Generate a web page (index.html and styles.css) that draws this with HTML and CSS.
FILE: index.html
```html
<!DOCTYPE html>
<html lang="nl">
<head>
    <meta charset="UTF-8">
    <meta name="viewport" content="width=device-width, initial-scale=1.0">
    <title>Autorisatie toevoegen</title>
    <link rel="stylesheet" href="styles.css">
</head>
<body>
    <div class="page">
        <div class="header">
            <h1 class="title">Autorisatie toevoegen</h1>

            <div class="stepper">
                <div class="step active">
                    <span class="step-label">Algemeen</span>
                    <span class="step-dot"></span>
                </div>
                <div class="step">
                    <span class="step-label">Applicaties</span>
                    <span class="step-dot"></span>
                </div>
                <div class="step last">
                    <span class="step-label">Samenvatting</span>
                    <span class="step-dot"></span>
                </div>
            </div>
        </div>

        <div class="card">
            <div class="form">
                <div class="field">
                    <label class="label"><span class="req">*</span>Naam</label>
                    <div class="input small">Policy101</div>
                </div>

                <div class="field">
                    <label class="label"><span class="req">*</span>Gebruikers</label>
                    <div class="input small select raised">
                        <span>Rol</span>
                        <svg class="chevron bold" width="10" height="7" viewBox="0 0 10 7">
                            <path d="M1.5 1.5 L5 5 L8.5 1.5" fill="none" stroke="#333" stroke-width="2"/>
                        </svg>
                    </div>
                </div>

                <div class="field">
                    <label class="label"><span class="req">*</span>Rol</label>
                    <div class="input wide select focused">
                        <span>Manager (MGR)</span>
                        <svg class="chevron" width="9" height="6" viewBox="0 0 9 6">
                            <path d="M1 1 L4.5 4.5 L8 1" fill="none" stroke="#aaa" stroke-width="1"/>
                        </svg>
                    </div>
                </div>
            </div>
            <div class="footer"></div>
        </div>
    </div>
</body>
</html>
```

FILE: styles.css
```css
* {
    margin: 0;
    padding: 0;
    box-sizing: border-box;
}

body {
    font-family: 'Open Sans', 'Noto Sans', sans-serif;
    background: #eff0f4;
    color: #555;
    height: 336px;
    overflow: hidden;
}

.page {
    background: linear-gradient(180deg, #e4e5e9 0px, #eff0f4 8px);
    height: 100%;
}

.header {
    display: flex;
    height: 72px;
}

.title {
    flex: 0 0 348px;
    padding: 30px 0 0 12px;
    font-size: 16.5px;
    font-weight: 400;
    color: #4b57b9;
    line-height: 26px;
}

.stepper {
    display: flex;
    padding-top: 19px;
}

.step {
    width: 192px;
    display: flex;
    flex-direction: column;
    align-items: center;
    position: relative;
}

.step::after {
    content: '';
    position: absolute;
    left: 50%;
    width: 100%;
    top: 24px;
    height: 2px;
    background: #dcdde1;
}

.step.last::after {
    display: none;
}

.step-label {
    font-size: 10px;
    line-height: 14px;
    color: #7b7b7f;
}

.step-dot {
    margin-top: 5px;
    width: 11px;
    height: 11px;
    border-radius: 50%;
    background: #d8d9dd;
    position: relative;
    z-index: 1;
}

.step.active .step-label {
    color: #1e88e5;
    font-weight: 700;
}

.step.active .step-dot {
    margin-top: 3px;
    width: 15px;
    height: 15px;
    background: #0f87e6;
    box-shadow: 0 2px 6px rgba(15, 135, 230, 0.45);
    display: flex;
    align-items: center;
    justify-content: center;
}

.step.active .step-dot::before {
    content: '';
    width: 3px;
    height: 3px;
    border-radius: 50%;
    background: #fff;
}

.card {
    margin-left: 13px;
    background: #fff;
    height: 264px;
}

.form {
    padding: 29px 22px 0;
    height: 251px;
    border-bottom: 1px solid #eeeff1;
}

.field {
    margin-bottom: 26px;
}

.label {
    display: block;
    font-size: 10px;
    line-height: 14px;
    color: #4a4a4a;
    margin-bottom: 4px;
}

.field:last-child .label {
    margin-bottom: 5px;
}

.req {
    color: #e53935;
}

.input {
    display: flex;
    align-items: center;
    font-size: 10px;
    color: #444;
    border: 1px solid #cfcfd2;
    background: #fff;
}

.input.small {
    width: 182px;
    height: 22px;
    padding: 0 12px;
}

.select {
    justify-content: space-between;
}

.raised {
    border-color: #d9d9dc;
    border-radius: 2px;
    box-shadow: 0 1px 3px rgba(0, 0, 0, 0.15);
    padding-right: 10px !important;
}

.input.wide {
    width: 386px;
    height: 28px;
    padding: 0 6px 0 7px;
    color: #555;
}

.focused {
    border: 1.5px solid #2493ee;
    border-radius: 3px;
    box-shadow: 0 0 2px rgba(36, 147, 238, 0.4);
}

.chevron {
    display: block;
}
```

Aim
Restate every line of the data word for word.

Answer to the exercise
Generate a web page (index.html and styles.css) that draws this with HTML and CSS.
FILE: index.html
```html
<!DOCTYPE html>
<html lang="nl">
<head>
    <meta charset="UTF-8">
    <meta name="viewport" content="width=device-width, initial-scale=1.0">
    <title>Autorisatie toevoegen</title>
    <link rel="stylesheet" href="styles.css">
</head>
<body>
    <div class="page">
        <div class="header">
            <h1 class="title">Autorisatie toevoegen</h1>

            <div class="stepper">
                <div class="step active">
                    <span class="step-label">Algemeen</span>
                    <span class="step-dot"></span>
                </div>
                <div class="step">
                    <span class="step-label">Applicaties</span>
                    <span class="step-dot"></span>
                </div>
                <div class="step last">
                    <span class="step-label">Samenvatting</span>
                    <span class="step-dot"></span>
                </div>
            </div>
        </div>

        <div class="card">
            <div class="form">
                <div class="field">
                    <label class="label"><span class="req">*</span>Naam</label>
                    <div class="input small">Policy101</div>
                </div>

                <div class="field">
                    <label class="label"><span class="req">*</span>Gebruikers</label>
                    <div class="input small select raised">
                        <span>Rol</span>
                        <svg class="chevron bold" width="10" height="7" viewBox="0 0 10 7">
                            <path d="M1.5 1.5 L5 5 L8.5 1.5" fill="none" stroke="#333" stroke-width="2"/>
                        </svg>
                    </div>
                </div>

                <div class="field">
                    <label class="label"><span class="req">*</span>Rol</label>
                    <div class="input wide select focused">
                        <span>Manager (MGR)</span>
                        <svg class="chevron" width="9" height="6" viewBox="0 0 9 6">
                            <path d="M1 1 L4.5 4.5 L8 1" fill="none" stroke="#aaa" stroke-width="1"/>
                        </svg>
                    </div>
                </div>
            </div>
            <div class="footer"></div>
        </div>
    </div>
</body>
</html>
```

FILE: styles.css
```css
* {
    margin: 0;
    padding: 0;
    box-sizing: border-box;
}

body {
    font-family: 'Open Sans', 'Noto Sans', sans-serif;
    background: #eff0f4;
    color: #555;
    height: 336px;
    overflow: hidden;
}

.page {
    background: linear-gradient(180deg, #e4e5e9 0px, #eff0f4 8px);
    height: 100%;
}

.header {
    display: flex;
    height: 72px;
}

.title {
    flex: 0 0 348px;
    padding: 30px 0 0 12px;
    font-size: 16.5px;
    font-weight: 400;
    color: #4b57b9;
    line-height: 26px;
}

.stepper {
    display: flex;
    padding-top: 19px;
}

.step {
    width: 192px;
    display: flex;
    flex-direction: column;
    align-items: center;
    position: relative;
}

.step::after {
    content: '';
    position: absolute;
    left: 50%;
    width: 100%;
    top: 24px;
    height: 2px;
    background: #dcdde1;
}

.step.last::after {
    display: none;
}

.step-label {
    font-size: 10px;
    line-height: 14px;
    color: #7b7b7f;
}

.step-dot {
    margin-top: 5px;
    width: 11px;
    height: 11px;
    border-radius: 50%;
    background: #d8d9dd;
    position: relative;
    z-index: 1;
}

.step.active .step-label {
    color: #1e88e5;
    font-weight: 700;
}

.step.active .step-dot {
    margin-top: 3px;
    width: 15px;
    height: 15px;
    background: #0f87e6;
    box-shadow: 0 2px 6px rgba(15, 135, 230, 0.45);
    display: flex;
    align-items: center;
    justify-content: center;
}

.step.active .step-dot::before {
    content: '';
    width: 3px;
    height: 3px;
    border-radius: 50%;
    background: #fff;
}

.card {
    margin-left: 13px;
    background: #fff;
    height: 264px;
}

.form {
    padding: 29px 22px 0;
    height: 251px;
    border-bottom: 1px solid #eeeff1;
}

.field {
    margin-bottom: 26px;
}

.label {
    display: block;
    font-size: 10px;
    line-height: 14px;
    color: #4a4a4a;
    margin-bottom: 4px;
}

.field:last-child .label {
    margin-bottom: 5px;
}

.req {
    color: #e53935;
}

.input {
    display: flex;
    align-items: center;
    font-size: 10px;
    color: #444;
    border: 1px solid #cfcfd2;
    background: #fff;
}

.input.small {
    width: 182px;
    height: 22px;
    padding: 0 12px;
}

.select {
    justify-content: space-between;
}

.raised {
    border-color: #d9d9dc;
    border-radius: 2px;
    box-shadow: 0 1px 3px rgba(0, 0, 0, 0.15);
    padding-right: 10px !important;
}

.input.wide {
    width: 386px;
    height: 28px;
    padding: 0 6px 0 7px;
    color: #555;
}

.focused {
    border: 1.5px solid #2493ee;
    border-radius: 3px;
    box-shadow: 0 0 2px rgba(36, 147, 238, 0.4);
}

.chevron {
    display: block;
}
```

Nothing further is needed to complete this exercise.